Users can also add in their own constraints, optimizing for players on preferred teams, players with low rostered percentages, and more. This flexibility allows the user to generate personalized rosters that still adhere to optimization’s math-based statistical projections. According to Scharf, the goal of Smart Roster is to engage the casual DFS player. By making it easier to create personalized and optimized lineups, he believes that his solution will make the DFS experience more competitive and exciting.

The Future of Optimized Sports

What might this mean for professional baseball? There will always be detractors arguing against the inclusion of analytics, those who think it’s making the game too technical and less entertaining. But analytics and optimization, while data-driven, will never render baseball entirely predictable.
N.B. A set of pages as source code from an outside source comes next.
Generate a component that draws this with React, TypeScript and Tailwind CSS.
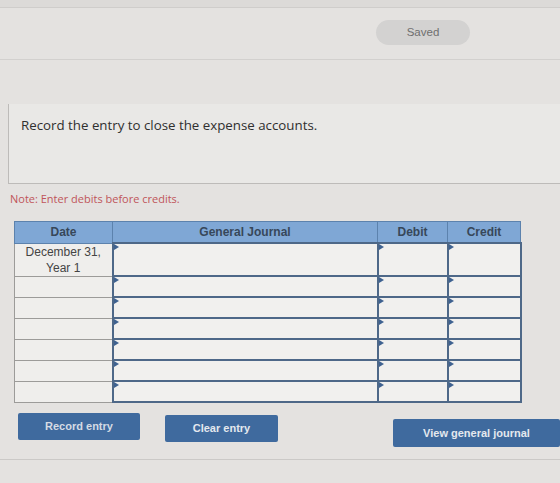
import React from "react";

const cols = [
  { label: "Date", w: "w-[98px]" },
  { label: "General Journal", w: "w-[265px]" },
  { label: "Debit", w: "w-[70px]" },
  { label: "Credit", w: "w-[73px]" },
];

function Marker() {
  return (
    <span className="absolute left-0 top-0 h-0 w-0 border-t-[3px] border-b-[3px] border-l-[5px] border-t-transparent border-b-transparent border-l-[#3f6290]" />
  );
}

function InputCell({ w }: { w: string }) {
  return (
    <td className={`${w} relative border-2 border-[#4e6888] bg-[#f1f0ee] p-0`}>
      <Marker />
    </td>
  );
}

export default function App() {
  const rows = [0, 1, 2, 3, 4, 5, 6];
  return (
    <div
      className="relative h-[483px] w-[560px] overflow-hidden bg-[#e4e2e0] text-[#333]"
      style={{ fontFamily: '"Liberation Sans", Arial, sans-serif' }}
    >
      {/* top strip */}
      <div className="h-[8px] border-b border-[#cfcdcb] bg-[#dcdad8]" />

      {/* status bar */}
      <div className="flex h-[52px] justify-end border-b border-[#d2d0ce] pr-[90px] pt-[12px]">
        <div className="flex h-[25px] w-[94px] items-center justify-center rounded-full bg-[#d3d2d1] text-[11.5px] text-[#6f6f6f]">
          Saved
        </div>
      </div>

      <div className="h-[44px]" />

      {/* question */}
      <div
        className="ml-[8px] h-[80px] border-b border-l border-[#bdbbb9] bg-[#e9e8e6] pl-[12px] pt-[12px] text-[13.3px] text-[#2f2f2f]"
        style={{ fontFamily: '"Open Sans", "Noto Sans", sans-serif' }}
      >
        Record the entry to close the expense accounts.
      </div>

      {/* note */}
      <div
        className="mt-[7px] pl-[10px] text-[11px] text-[#c0555a]"
        style={{ fontFamily: '"Open Sans", "Noto Sans", sans-serif' }}
      >
        Note: Enter debits before credits.
      </div>

      {/* journal table */}
      <div className="mt-[13px] pl-[14px]">
        <table className="border-collapse">
          <thead>
            <tr className="h-[22px]">
              {cols.map((c) => (
                <th
                  key={c.label}
                  className={`${c.w} border border-[#5c82ad] bg-[#7fa7d5] p-0 text-[12px] font-bold text-[#37475a]`}
                >
                  {c.label}
                </th>
              ))}
            </tr>
          </thead>
          <tbody>
            {rows.map((r) => (
              <tr key={r} className={r === 0 ? "h-[32px]" : "h-[21px]"}>
                <td className="w-[98px] border border-[#9c9b99] bg-[#efeeec] p-0 text-center align-top text-[12px] leading-[16px] text-[#444]">
                  {r === 0 ? (
                    <>
                      December 31,
                      <br />
                      Year 1
                    </>
                  ) : null}
                </td>
                <InputCell w="w-[265px]" />
                <InputCell w="w-[70px]" />
                <InputCell w="w-[73px]" />
              </tr>
            ))}
          </tbody>
        </table>
      </div>

      {/* actions */}
      <div className="mt-[10px] flex items-start pl-[18px]">
        <button className="flex h-[27px] w-[122px] items-center justify-center rounded-[2px] bg-[#3f6a9e] text-[11px] font-bold text-[#d5dbe4]">
          Record entry
        </button>
        <button className="ml-[25px] mt-[2px] flex h-[27px] w-[113px] items-center justify-center rounded-[2px] bg-[#3f6a9e] text-[11px] font-bold text-[#e4e8ee]">
          Clear entry
        </button>
        <button className="ml-auto mt-[6px] flex h-[28px] w-[167px] items-center justify-center rounded-[2px] bg-[#3f6a9e] text-[11px] font-bold text-[#e4e8ee]">
          View general journal
        </button>
      </div>

      <div className="mt-[12px] border-b border-[#cbc9c7]" />
    </div>
  );
}
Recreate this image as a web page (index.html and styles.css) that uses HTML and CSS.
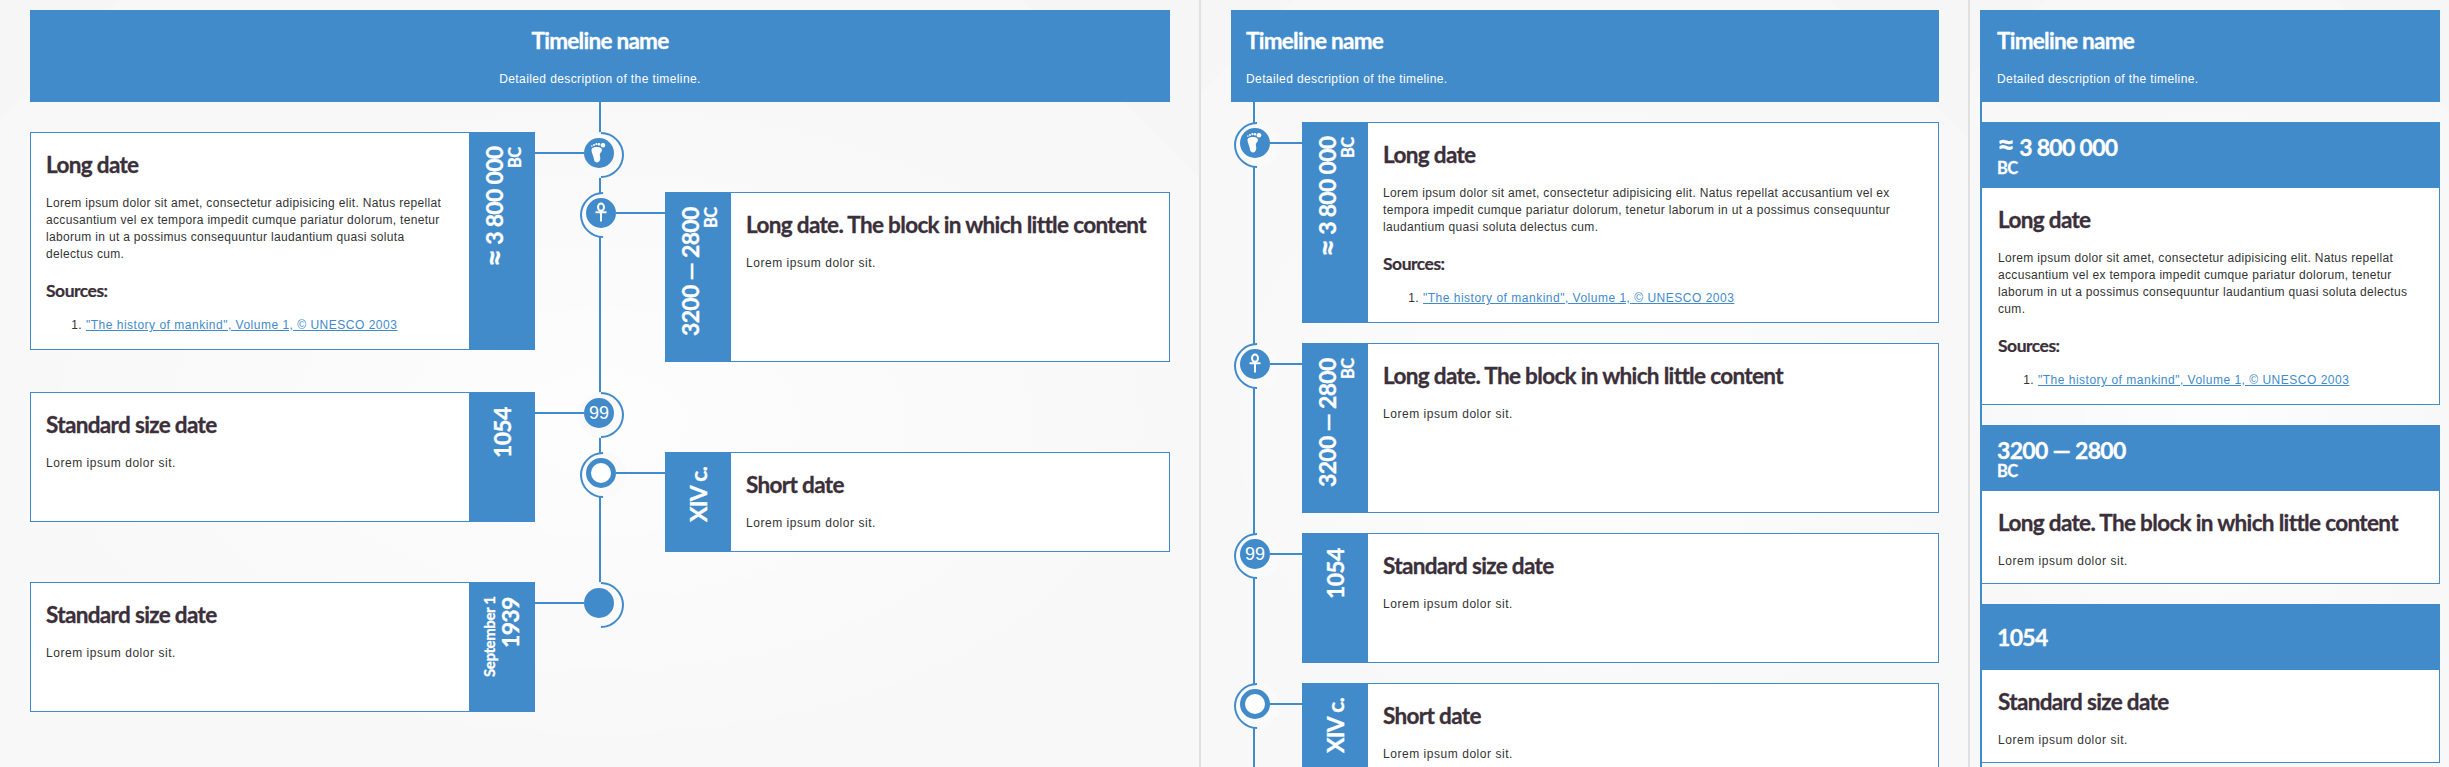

Rather, optimization offers teams another competitive advantage. Like the example set by Smart Roster and DFS, it can help teams make their roster and strategy more compelling and exciting to watch. This doesn’t need to be restricted to OBP, either—teams can be optimized around player batting averages, their number of runs batted in (RBIs), their wins above replacement (WAR), any combination of these factors, and more. There’s still tons of room for scouts and team executives to define what kind of team they want to build and optimize their roster accordingly.

To quote another beloved baseball film, “If you build it, they will come.” Field of Dreams has a point: if you build an optimized, exciting, and competitive team, the fans—and even foes—will come. And at the end of the day, their increased investment and attention will be a win for the teams, the league, and the game of baseball.